Uyuşmazlık bu tür davalarda gerek yürürlükten kalkan 818 sayılı Borçlar Kanununun 125. maddesi ve gerekse yürürlükteki 6098 sayılı yasanın 146. maddesi gereğince uygulanmakta olan 10 yıllık zaman aşımı süresinin hangi tarihte başlatılması gerektiği, giderek davanın zaman aşımına uğrayıp uğramadığı noktasında toplanmaktadır.

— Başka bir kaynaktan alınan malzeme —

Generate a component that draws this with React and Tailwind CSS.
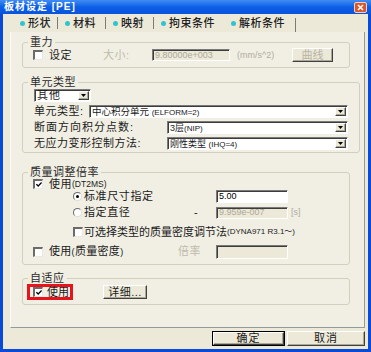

Uygulama ve öğretide kabul edildiği üzere, zamanaşımı failin ve zararın öğrenildiği tarihten başlatılmalıdır. Zarar görenin zararı öğrenmesi demek, zararın varlığı, mahiyeti ve esaslı unsurları hakkında bir dava açma ve davanın gerekçelerini göstermeye elverişli bütün hal ve şartları öğrenmiş olması demektir. Vücut bütünlüğünün ihlalinden doğan zarar, ancak bakım ve tedavi sonucunda düzenlenen hekim raporuyla belirli bir açıklığa kavuşur. Bedensel zararın gelişim, gösterdiği durumlarda zamanaşımına başlangıç olarak hastalık seyrinin yani gelişimin tamamlandığı tarihin esas alınması gerekir.
Dava konusu olay nedeniyle, davacının 11.05.2011 tarihli başvurusu üzerine, Sağlık Bakanlığı İzmir Tepecik Hastahanesinin 18.12.2012 tarihli raporu dikkate alınmak suretiyle, Sosyal Güvenlik Kurumu Başkanlığı Sağlık Kurulunca, davacının 10.11.1998 tarihinde geçirdiği kaza nedeniyle 20.05.1999 tarihinden itibaren çalışabilir duruma gelebileceği, % 20 oranında cerrahi müdahale ile düzelmeyecek ölçüde yanık skarı ile buna bağlı olarak sağ omuz ve el bileğinde hareket kısıtlılığı oluşan davacının % 33,00 oranında sürekli iş göremezliğe uğradığı belirtilmiştir. Davacı bakımından değişen ve gelişen bir durumun söz konusu olmadığı da ortadadır. Bu duruma göre gerek olay tarihi ve gerekse sürekli iş göremezliğe girdiği 20.05.1999 tarihine göre 24.03.2011 dava tarihinde yasanın öngördüğü 10 yıllık sürenin geçtiği açıktır.
Hal böyle olunca, süresi içerisinde davalı tarafından ileri sürülen zamanaşımı def’i nin kabul edilerek dava konusu manevi tazminat talebinin reddine karar verilmesi gerekirken, manevi tazminat talebinin kısmen kabulüne karar verilmesi hatalı olmuştur. 1998 yılındaki olay nedeniyle 2011 yılında Kuruma yapılan başvurunun zaman aşımının başlangıcının belirlenmesi anlamında davacıya bir hak kazandırmayacağı ortadadır.
Mahkemece yukarıda açıklanan maddi ve hukuksal olgular dikkate alınmadan, davanın zaman aşımı nedeniyle reddi yerine, davalının zaman aşımı define değer verilmeme nedeni açıklanmadan yazılı şekilde hüküm kurması usul ve yasaya aykırı olup, bozma nedenidir.
O halde, davalının bu yönleri amaçlayan temyiz itirazları kabul olunmalı ve hüküm bozulmalıdır.
SONUÇ: Hükmün yukarıda açıklanan nedenle BOZULMASINA, temyiz harcının istek halinde temyiz edene iadesine
08.04.2014 gününde oybirliğiyle karar verildi.